### Source data
--- start ---

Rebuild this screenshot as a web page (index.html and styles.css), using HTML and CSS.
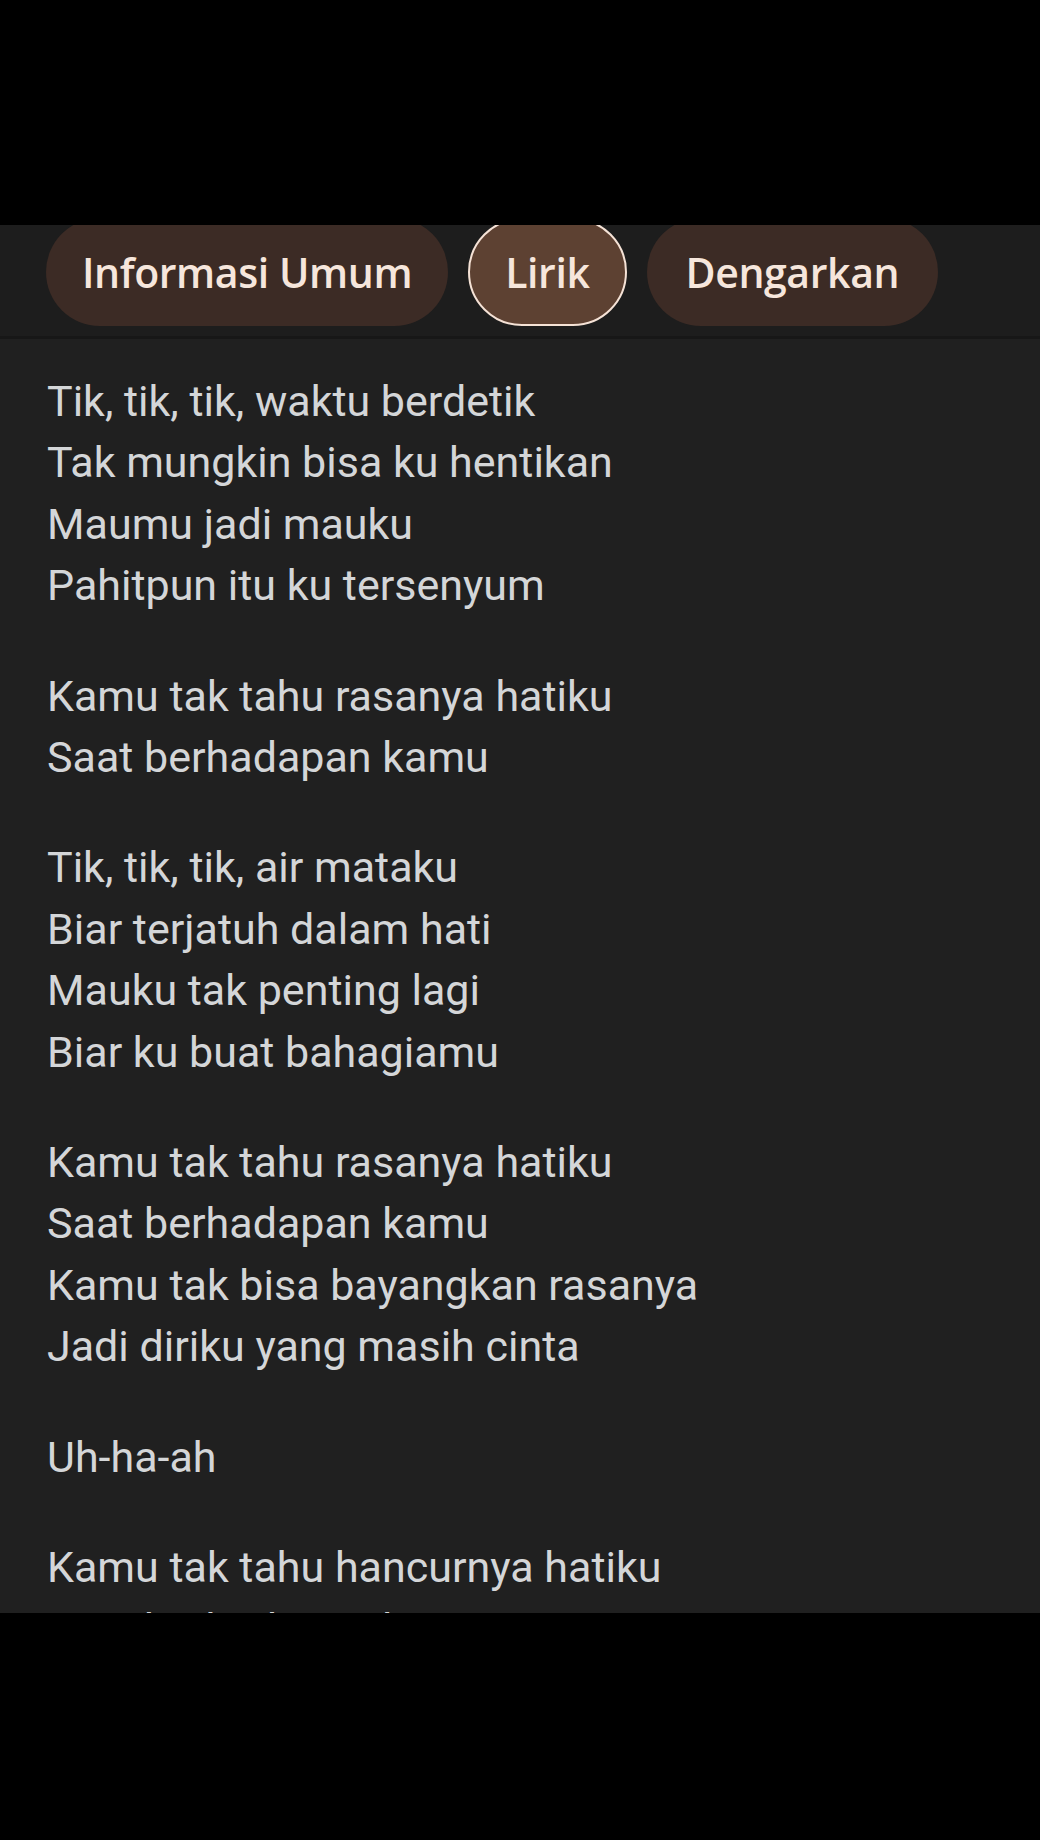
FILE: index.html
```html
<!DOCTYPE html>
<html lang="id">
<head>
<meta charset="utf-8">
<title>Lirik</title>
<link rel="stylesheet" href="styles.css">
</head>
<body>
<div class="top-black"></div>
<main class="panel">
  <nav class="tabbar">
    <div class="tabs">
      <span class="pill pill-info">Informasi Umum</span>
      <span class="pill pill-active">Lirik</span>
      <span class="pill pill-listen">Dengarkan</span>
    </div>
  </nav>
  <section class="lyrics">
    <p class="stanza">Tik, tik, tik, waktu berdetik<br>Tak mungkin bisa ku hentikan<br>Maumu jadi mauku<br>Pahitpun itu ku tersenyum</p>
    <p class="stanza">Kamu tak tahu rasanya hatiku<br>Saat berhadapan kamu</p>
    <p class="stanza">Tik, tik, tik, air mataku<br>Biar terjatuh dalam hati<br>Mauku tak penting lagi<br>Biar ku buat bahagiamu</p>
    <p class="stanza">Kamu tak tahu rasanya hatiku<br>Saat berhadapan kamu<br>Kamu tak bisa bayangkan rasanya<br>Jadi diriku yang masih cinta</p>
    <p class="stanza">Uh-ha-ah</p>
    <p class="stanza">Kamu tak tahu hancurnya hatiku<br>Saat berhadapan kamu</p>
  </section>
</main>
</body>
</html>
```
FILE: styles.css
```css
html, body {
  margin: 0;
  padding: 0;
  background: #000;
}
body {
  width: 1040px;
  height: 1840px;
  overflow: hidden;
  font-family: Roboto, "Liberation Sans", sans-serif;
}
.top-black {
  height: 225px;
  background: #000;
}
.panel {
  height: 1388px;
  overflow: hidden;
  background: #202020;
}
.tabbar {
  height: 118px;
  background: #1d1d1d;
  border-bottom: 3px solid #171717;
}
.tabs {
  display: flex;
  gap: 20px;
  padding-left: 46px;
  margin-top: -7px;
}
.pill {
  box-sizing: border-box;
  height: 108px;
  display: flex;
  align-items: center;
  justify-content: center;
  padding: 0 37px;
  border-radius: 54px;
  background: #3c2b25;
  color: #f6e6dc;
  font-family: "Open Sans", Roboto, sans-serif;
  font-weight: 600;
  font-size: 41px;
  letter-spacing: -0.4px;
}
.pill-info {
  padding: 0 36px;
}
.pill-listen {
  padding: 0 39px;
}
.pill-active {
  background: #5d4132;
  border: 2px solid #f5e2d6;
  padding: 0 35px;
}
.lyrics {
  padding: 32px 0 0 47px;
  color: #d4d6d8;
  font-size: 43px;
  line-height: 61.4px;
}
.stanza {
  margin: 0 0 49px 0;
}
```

--- end ---

### To be done
Write out the data precisely as given, excluding the pictures.

### Response
Rebuild this screenshot as a web page (index.html and styles.css), using HTML and CSS.
FILE: index.html
```html
<!DOCTYPE html>
<html lang="id">
<head>
<meta charset="utf-8">
<title>Lirik</title>
<link rel="stylesheet" href="styles.css">
</head>
<body>
<div class="top-black"></div>
<main class="panel">
  <nav class="tabbar">
    <div class="tabs">
      <span class="pill pill-info">Informasi Umum</span>
      <span class="pill pill-active">Lirik</span>
      <span class="pill pill-listen">Dengarkan</span>
    </div>
  </nav>
  <section class="lyrics">
    <p class="stanza">Tik, tik, tik, waktu berdetik<br>Tak mungkin bisa ku hentikan<br>Maumu jadi mauku<br>Pahitpun itu ku tersenyum</p>
    <p class="stanza">Kamu tak tahu rasanya hatiku<br>Saat berhadapan kamu</p>
    <p class="stanza">Tik, tik, tik, air mataku<br>Biar terjatuh dalam hati<br>Mauku tak penting lagi<br>Biar ku buat bahagiamu</p>
    <p class="stanza">Kamu tak tahu rasanya hatiku<br>Saat berhadapan kamu<br>Kamu tak bisa bayangkan rasanya<br>Jadi diriku yang masih cinta</p>
    <p class="stanza">Uh-ha-ah</p>
    <p class="stanza">Kamu tak tahu hancurnya hatiku<br>Saat berhadapan kamu</p>
  </section>
</main>
</body>
</html>
```
FILE: styles.css
```css
html, body {
  margin: 0;
  padding: 0;
  background: #000;
}
body {
  width: 1040px;
  height: 1840px;
  overflow: hidden;
  font-family: Roboto, "Liberation Sans", sans-serif;
}
.top-black {
  height: 225px;
  background: #000;
}
.panel {
  height: 1388px;
  overflow: hidden;
  background: #202020;
}
.tabbar {
  height: 118px;
  background: #1d1d1d;
  border-bottom: 3px solid #171717;
}
.tabs {
  display: flex;
  gap: 20px;
  padding-left: 46px;
  margin-top: -7px;
}
.pill {
  box-sizing: border-box;
  height: 108px;
  display: flex;
  align-items: center;
  justify-content: center;
  padding: 0 37px;
  border-radius: 54px;
  background: #3c2b25;
  color: #f6e6dc;
  font-family: "Open Sans", Roboto, sans-serif;
  font-weight: 600;
  font-size: 41px;
  letter-spacing: -0.4px;
}
.pill-info {
  padding: 0 36px;
}
.pill-listen {
  padding: 0 39px;
}
.pill-active {
  background: #5d4132;
  border: 2px solid #f5e2d6;
  padding: 0 35px;
}
.lyrics {
  padding: 32px 0 0 47px;
  color: #d4d6d8;
  font-size: 43px;
  line-height: 61.4px;
}
.stanza {
  margin: 0 0 49px 0;
}
```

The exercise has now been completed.